一部の漢方薬にはED(勃起不全)症状を改善させる効果があります。EDを治す・治したいと希望しても狭心症など心臓病の治療中でED治療薬が服用できない方、ED治療薬は効果があるが、頭痛やほてりなどED治療薬の副作用が気になってなるべく服用したくない方、ED症状を予防したい方、ED治療薬以外の方法でED・インポテンツを克服したい方に効果的です。一部の漢方薬は保険適応がありますので、病院・クリニックで健康保険を使った処方が可能です。最近ED治療薬で勃起しないとお感じの方は漢方薬を試してみる価値があります。
漢方薬におけるED・インポテンツ
漢方薬におけるED・インポテンツは「陰萎」と呼ばれます。
「陰萎」は以下の4つに分類されます。
- 心身症状型…いわゆる心因性ED
- 気血痰於型…いわゆる器質性ED
- 脾胃湿熱型…胃腸障害を併発しているED・男性機能障害
- 陽虚型…四肢冷感や活動低下を伴うED・男性機能障害
漢方薬の治療概念は疾患ではなく、症状に対して処方を行います。EDに対しても西洋医学では器質性ED・心因性ED・混合型EDと分類しますが、漢方医学では症状の組み合わせで処方薬を決めていきます。
ED症状に効果のある漢方薬その1.
1. 牛車腎気丸(ごしゃじんきがん)
加齢による性機能低下は「腎虚」の影響だと言われています。漢方医学では腎臓は人間の生殖能力に関するものを貯蔵する場所と考えられているため、腎臓の機能不全、つまり「腎虚」になると性機能が低下します。(ただし漢方医学での腎機能不全は、西洋医学で言うところの腎機能不全とは異なります)
牛車腎気丸には地黄、桂皮、山薬、牛膝などの生薬が配合されています。ED症状に効果的で、男性機能障害が改善すると同時に慢性疲労や肩こり・腰のだるさ・冷えにも有効です。
臨床研究においても、性機能低下でED外来を受診した55歳以上の男性17人に3ヶ月間、毎食後に牛車腎気丸を服用してもらったところ、性生活の満足度の改善やED・早漏症状(そうろう・PE)の改善を認めた、という報告もございます。男性更年期障害(LOH症候群)、加齢に伴うED症状に効果的です。
ED症状に効果のある漢方薬その2.
2. 柴胡加竜骨牡蠣湯(さいこかりゅうこつぼれいとう)
漢方医学では体は健康体であっても、ストレスや精神疲労、うつ症状がある男性は男性不妊やインポテンツ・EDを起こしやすいと考えられています。このような状態を「気滞」と呼びます。

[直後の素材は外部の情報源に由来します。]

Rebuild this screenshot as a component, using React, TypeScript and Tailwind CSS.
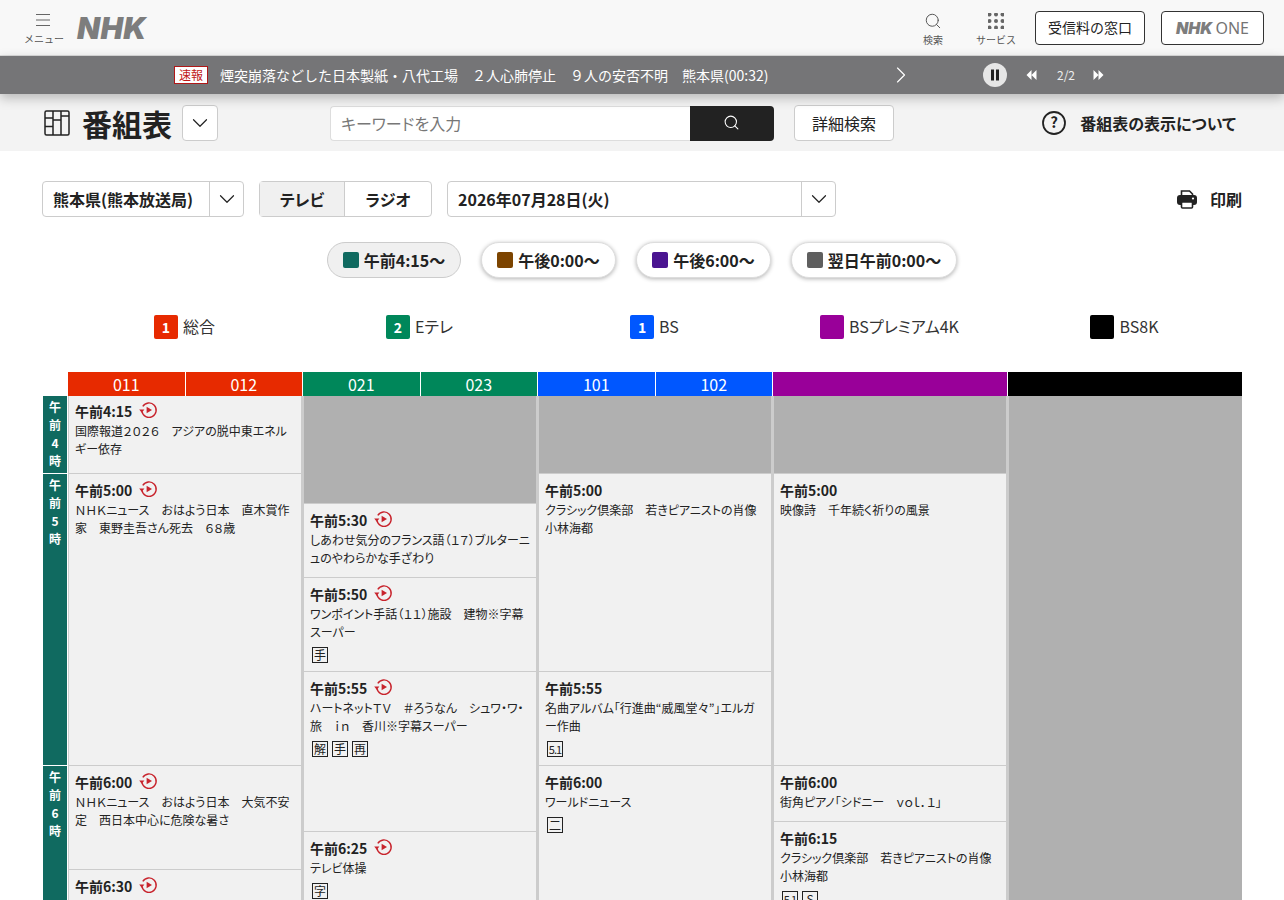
import { ChevronDown, ChevronRight, Search } from 'lucide-react'

type Program = { h: string; time?: string; title?: string; replay?: boolean; marks?: string[]; top?: boolean }

const channels: { color: string; codes: string[]; programs: Program[] }[] = [
  {
    color: 'bg-[#e72a00]',
    codes: ['011', '012'],
    programs: [
      { h: 'h-[77px]', time: '午前4:15', replay: true, top: true, title: '国際報道２０２６　アジアの脱中東エネルギー依存' },
      { h: 'h-[291px]', time: '午前5:00', replay: true, title: 'ＮＨＫニュース　おはよう日本　直木賞作家　東野圭吾さん死去　６８歳' },
      { h: 'h-[103px]', time: '午前6:00', replay: true, title: 'ＮＨＫニュース　おはよう日本　大気不安定　西日本中心に危険な暑さ' },
      { h: 'h-[100px]', time: '午前6:30', replay: true },
    ],
  },
  {
    color: 'bg-[#00875a]',
    codes: ['021', '023'],
    programs: [
      { h: 'h-[107px]' },
      { h: 'h-[73px]', time: '午前5:30', replay: true, title: 'しあわせ気分のフランス語（１７）ブルターニュのやわらかな手ざわり' },
      { h: 'h-[93px]', time: '午前5:50', replay: true, title: 'ワンポイント手話（１１）施設　建物※字幕スーパー', marks: ['手'] },
      { h: 'h-[159px]', time: '午前5:55', replay: true, title: 'ハートネットＴＶ　＃ろうなん　シュワ・ワ・旅　ｉｎ　香川※字幕スーパー', marks: ['解', '手', '再'] },
      { h: 'h-[100px]', time: '午前6:25', replay: true, title: 'テレビ体操', marks: ['字'] },
    ],
  },
  {
    color: 'bg-[#0057ff]',
    codes: ['101', '102'],
    programs: [
      { h: 'h-[77px]' },
      { h: 'h-[197px]', time: '午前5:00', title: 'クラシック倶楽部　若きピアニストの肖像　小林海都' },
      { h: 'h-[93px]', time: '午前5:55', title: '名曲アルバム「行進曲“威風堂々”」エルガー作曲', marks: ['5.1'] },
      { h: 'h-[160px]', time: '午前6:00', title: 'ワールドニュース', marks: ['二'] },
    ],
  },
  {
    color: 'bg-[#990099]',
    codes: [''],
    programs: [
      { h: 'h-[77px]' },
      { h: 'h-[291px]', time: '午前5:00', title: '映像詩　千年続く祈りの風景' },
      { h: 'h-[55px]', time: '午前6:00', title: '街角ピアノ「シドニー　ｖｏｌ．１」' },
      { h: 'h-[100px]', time: '午前6:15', title: 'クラシック倶楽部　若きピアニストの肖像　小林海都', marks: ['5.1', 'S'] },
    ],
  },
  {
    color: 'bg-black',
    codes: [''],
    programs: [{ h: 'h-[504px]' }],
  },
]

const hours = [
  { h: 'h-[77px]', chars: ['午', '前', '4', '時'] },
  { h: 'h-[291px]', chars: ['午', '前', '5', '時'] },
  { h: 'h-[134px]', chars: ['午', '前', '6', '時'] },
]

const pills = [
  { label: '午前4:15〜', color: 'bg-[#106a60]', w: 'w-[134px]', active: true },
  { label: '午後0:00〜', color: 'bg-[#7c4400]', w: 'w-[135px]' },
  { label: '午後6:00〜', color: 'bg-[#4a1591]', w: 'w-[135px]' },
  { label: '翌日午前0:00〜', color: 'bg-[#5f5f5f]', w: 'w-[166px]' },
]

const legend = [
  { num: '1', label: '総合', color: 'bg-[#e72a00]' },
  { num: '2', label: 'Eテレ', color: 'bg-[#00875a]' },
  { num: '1', label: 'BS', color: 'bg-[#0057ff]' },
  { num: '', label: 'BSプレミアム4K', color: 'bg-[#990099]' },
  { num: '', label: 'BS8K', color: 'bg-black' },
]

function ReplayIcon() {
  return (
    <svg width="20" height="18" viewBox="0 0 20 18" fill="none" className="ml-[6px] shrink-0 -translate-y-[1px]">
      <path d="M4.8 5.4A7.2 7.2 0 1 1 3.9 10.4" stroke="#c8232c" strokeWidth="1.4" />
      <path d="M1.2 8.6h5.2L3.8 11.8z" fill="#c8232c" />
      <path d="M8.6 5.8l5.4 3.2-5.4 3.2z" fill="#c8232c" />
    </svg>
  )
}

function Mark({ label }: { label: string }) {
  return (
    <span
      className={`flex h-4 w-4 items-center justify-center border border-[#222] leading-none text-[#222] ${
        label === '5.1' ? 'text-[11px] tracking-[-1px]' : 'text-[12px]'
      }`}
    >
      {label}
    </span>
  )
}

function ProgramCell({ program }: { program: Program }) {
  if (!program.time) return <div className={`${program.h} mb-px bg-[#b0b0b0]`} />
  return (
    <div className={`${program.h} mb-px overflow-hidden bg-[#f1f1f1] pl-[6px] pr-[6px] ${program.top ? 'pt-[5px]' : 'pt-[6px]'}`}>
      <div className="flex h-5 items-center">
        <span className="text-[14px] leading-5 font-bold text-[#222]">{program.time}</span>
        {program.replay && <ReplayIcon />}
      </div>
      {program.title && <p className="mt-[1px] text-[12px] leading-[18px] text-[#222]">{program.title}</p>}
      {program.marks && (
        <div className="mt-[6px] ml-[2px] flex gap-1">
          {program.marks.map((m, i) => (
            <Mark key={i} label={m} />
          ))}
        </div>
      )}
    </div>
  )
}

export default function App() {
  return (
    <div className="h-[900px] overflow-hidden bg-white [font-family:'Noto_Sans_CJK_JP','Noto_Sans',sans-serif] [font-feature-settings:'palt'] text-[#222]">
      {/* Global header */}
      <header className="flex h-[56px] items-center border-b border-[#ddd] bg-[#f8f8f8] pl-[24px] pr-[20px] [font-feature-settings:normal]">
        <div className="flex w-[40px] flex-col items-center pt-[4px]">
          <svg width="14" height="14" viewBox="0 0 14 14" stroke="#666" strokeWidth="1.2" className="-translate-x-[1px]">
            <path d="M0 1.5h14M0 7h14M0 12.5h14" />
          </svg>
          <span className="mt-[5px] text-[10px] leading-[14px] text-[#555]">メニュー</span>
        </div>
        <span className="mt-[1px] ml-[13px] [font-family:'Inter',sans-serif] text-[30px] leading-none font-black tracking-[0.3px] text-[#7d7d7d] italic">
          NHK
        </span>
        <div className="ml-auto flex flex-col items-center pt-[4px]">
          <Search size={18} strokeWidth={1.3} className="text-[#555]" />
          <span className="mt-[3px] text-[10px] leading-[14px] text-[#555]">検索</span>
        </div>
        <div className="ml-[33px] flex flex-col items-center pt-[4px]">
          <svg width="16" height="16" viewBox="0 0 16 16" fill="#666">
            {[1.5, 8, 14.5].flatMap((y) =>
              [1.5, 8, 14.5].map((x) => <circle key={`${x}-${y}`} cx={x} cy={y} r="2" />)
            )}
          </svg>
          <span className="mt-[4px] text-[10px] leading-[14px] text-[#555]">サービス</span>
        </div>
        <div className="ml-[19px] flex h-[34px] w-[110px] items-center justify-center rounded border border-[#333] bg-white text-[14px]">
          受信料の窓口
        </div>
        <div className="ml-[16px] flex h-[34px] w-[103px] items-center justify-center rounded border border-[#333] bg-white">
          <span className="[font-family:'Inter',sans-serif] text-[16px] font-black text-[#7d7d7d] italic">NHK</span>
          <span className="ml-[3px] [font-family:'Noto_Sans',sans-serif] text-[16px] text-[#757575]">ONE</span>
        </div>
      </header>

      {/* Breaking news bar */}
      <div className="relative z-10 flex h-[38px] items-center bg-[#757577] pl-[174px] shadow-[0_4px_12px_rgba(0,0,0,0.25)] [font-feature-settings:normal]">
        <span className="flex h-[18px] w-[34px] items-center justify-center border border-[#b01818] bg-white text-[12px] leading-none text-[#c01818]">
          速報
        </span>
        <span className="ml-3 w-[668px] text-[14px] whitespace-nowrap text-white">
          煙突崩落などした日本製紙・八代工場　２人心肺停止　９人の安否不明　熊本県(00:32)
        </span>
        <ChevronRight size={28} strokeWidth={1} className="-ml-[1px] text-white" />
        <span className="ml-[68px] flex h-6 w-6 items-center justify-center rounded-full bg-[#e6e6e6]">
          <svg width="10" height="12" viewBox="0 0 10 12" fill="#222">
            <rect x="1" y="0.5" width="3" height="11" />
            <rect x="6" y="0.5" width="3" height="11" />
          </svg>
        </span>
        <svg width="11" height="10" viewBox="0 0 11 10" fill="#fff" className="ml-[19px]">
          <path d="M5.5 0v10L0.5 5zM10.5 0v10L5.5 5z" />
        </svg>
        <span className="ml-[20px] text-[12px] text-[#eee]">2/2</span>
        <svg width="11" height="10" viewBox="0 0 11 10" fill="#fff" className="ml-[18px]">
          <path d="M0.5 0v10L5.5 5zM5.5 0v10L10.5 5z" />
        </svg>
      </div>

      {/* Page title bar */}
      <div className="flex h-[57px] items-center bg-[#f3f3f3] pl-[44px] pr-[48px]">
        <svg width="26" height="26" viewBox="0 0 26 26" fill="none" stroke="#222" strokeWidth="1.5">
          <rect x="1" y="1" width="24" height="24" rx="1.5" />
          <path d="M9 1v24M17 1v24M1 8h8M1 16.5h8M9 10h8M17 6h8" />
        </svg>
        <h1 className="ml-[12px] text-[30px] leading-none font-bold">番組表</h1>
        <div className="ml-[10px] flex h-9 w-9 items-center justify-center rounded border border-[#ccc] bg-white">
          <ChevronDown size={26} strokeWidth={1.1} />
        </div>
        <div className="mt-[2px] ml-[112px] flex h-[35px] w-[360px] items-center rounded-l border border-r-0 border-[#ddd] bg-white pb-[2px] pl-[10px] text-[16px] text-[#777]">
          キーワードを入力
        </div>
        <div className="mt-[2px] flex h-[35px] w-[84px] items-center justify-center rounded-r bg-[#222]">
          <Search size={17} strokeWidth={1.5} className="-translate-x-[1px] -translate-y-[1px] text-white" />
        </div>
        <div className="ml-[20px] flex h-[36px] w-[100px] items-center justify-center rounded border border-[#ccc] bg-white text-[16px]">
          詳細検索
        </div>
        <svg width="24" height="24" viewBox="0 0 24 24" fill="none" className="ml-auto">
          <circle cx="12" cy="12" r="11" stroke="#222" strokeWidth="1.8" />
          <text x="12" y="17" textAnchor="middle" fontSize="15" fontWeight="700" fill="#222">?</text>
        </svg>
        <span className="ml-[14px] text-[16px] font-bold">番組表の表示について</span>
      </div>

      <main className="px-[42px] pt-[30px]">
        {/* Filters */}
        <div className="flex h-9 items-center">
          <div className="flex h-9 w-[202px] items-center rounded border border-[#ccc]">
            <span className="flex-1 pl-[10px] text-[16px] font-bold">熊本県(熊本放送局)</span>
            <span className="flex h-full w-[34px] items-center justify-center border-l border-[#ccc]">
              <ChevronDown size={26} strokeWidth={1.1} />
            </span>
          </div>
          <div className="ml-[15px] flex h-9 w-[173px] rounded border border-[#ccc] text-[16px] font-bold">
            <span className="flex w-[85px] items-center justify-center border-r border-[#ccc] bg-[#f0f0f0]">テレビ</span>
            <span className="flex flex-1 items-center justify-center">ラジオ</span>
          </div>
          <div className="ml-[15px] flex h-9 w-[389px] items-center rounded border border-[#ccc]">
            <span className="flex-1 pl-[10px] text-[16px] font-bold">2026年07月28日(火)</span>
            <span className="flex h-full w-[34px] items-center justify-center border-l border-[#ccc]">
              <ChevronDown size={26} strokeWidth={1.1} />
            </span>
          </div>
          <svg width="20" height="20" viewBox="0 0 20 20" className="ml-auto">
            <path d="M4.5 7V2h8l3 3v2" fill="#fff" stroke="#222" strokeWidth="1.6" />
            <rect x="0" y="6" width="20" height="10" rx="3" fill="#222" />
            <rect x="4.5" y="13" width="11" height="6" rx="1" fill="#fff" stroke="#222" strokeWidth="1.6" />
            <circle cx="16" cy="9.5" r="1.1" fill="#fff" />
          </svg>
          <span className="ml-[13px] text-[16px] font-bold">印刷</span>
        </div>

        {/* Time jump */}
        <div className="mt-[25px] flex justify-center gap-[20px]">
          {pills.map((p) => (
            <div
              key={p.label}
              className={`flex h-9 items-center justify-center rounded-full border ${p.w} ${
                p.active
                  ? 'border-[#ccc] bg-[#f0f0f0]'
                  : 'border-[#ddd] bg-white shadow-[0_1px_4px_rgba(0,0,0,0.3)]'
              }`}
            >
              <span className={`h-4 w-4 rounded-[2px] ${p.color}`} />
              <span className="ml-[5px] text-[16px] font-bold">{p.label}</span>
            </div>
          ))}
        </div>

        {/* Channel legend */}
        <div className="mt-[37px] ml-[25px] flex">
          {legend.map((l) => (
            <div key={l.label} className="flex h-6 flex-1 items-center justify-center">
              <span className={`flex h-6 w-6 items-center justify-center rounded-[2px] text-[14px] font-bold text-white ${l.color}`}>
                {l.num}
              </span>
              <span className="-mt-[2px] ml-[5px] text-[16px] text-[#333]">{l.label}</span>
            </div>
          ))}
        </div>

        {/* Schedule grid */}
        <div className="mt-[33px] ml-[1px] flex w-[1199px] overflow-hidden">
          <div className="w-[25px] shrink-0 pt-[24px]">
            {hours.map((hour, i) => (
              <div key={i} className={`${hour.h} mb-px flex w-[24px] flex-col items-center bg-[#106a60] pt-[2px] text-[12px] leading-[18px] font-bold text-white`}>
                {hour.chars.map((c, j) => (
                  <span key={j}>{c}</span>
                ))}
              </div>
            ))}
          </div>
          {channels.map((channel, i) => (
            <div key={i} className="w-[235px] shrink-0">
              <div className={`flex h-6 w-[234px] text-[16px] text-white ${channel.color}`}>
                {channel.codes.map((code, j) => (
                  <span key={j} className={`flex flex-1 items-center justify-center ${j > 0 ? 'border-l border-white' : ''}`}>
                    {code}
                  </span>
                ))}
              </div>
              <div className={`bg-[#ccc] pl-px ${i === channels.length - 1 ? 'pr-0' : 'pr-[2px]'}`}>
                {channel.programs.map((p, j) => (
                  <ProgramCell key={j} program={p} />
                ))}
              </div>
            </div>
          ))}
        </div>
      </main>
    </div>
  )
}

柴胡加竜骨牡蠣湯に含まれる柴胡、桂皮、竜骨、牡蠣が不眠や不安、ストレスや精神疲労を軽減させ、男性機能改善をもたらします。ED症状改善効果や早漏症(PE)改善効果があると言われています。イライラしやすい心因性EDの方に効果的です。
ED症状に効果のある漢方薬その3.
3. 桂皮加竜骨牡蠣湯(けいしかりゅうこつぼれいとう)
もともと虚弱体質・神経質で、更にストレスや精神疲労、うつ症状などがあり、些細なことで興奮しやすい男性は柴胡加竜骨牡蠣湯よりも桂皮加竜骨牡蠣湯が有効です。
桂皮加竜骨牡蠣湯には神経の興奮を抑える作用があります。また桂皮には発汗作用があるため、緊張が強く手や脇の下に汗をかきやすい人に適しています。不安の強い心因性EDの方に効果的です。
ED症状に効果のある漢方薬その4.
4. 補中益気湯(ほちゅうえっきとう)
倦怠感や疲労感が強く、虚弱体質な方には補中益気湯が有効です。補中益気湯には精子の数を増やしたり、運動能を高めたりする作用もありますので、EDや男性更年期障害(LOH症候群)の方のみならず、男性不妊の方にも効果があります。
ED治療薬と漢方薬の併用
漢方薬は器質性EDよりも心因性EDに対して効果的です。またED治療薬であるバイアグラ、レビトラ、シアリスと併用することで相乗効果も期待できます。ただし漢方薬は体質改善が主な作用ですので、ED治療薬のような即効性はありません。効果が認められるまでに時間を要しますので、その点は注意が必要です。現在、漢方薬は処方しておりませんが、皆様のご要望が強い場合は今後導入を検討させて頂きます。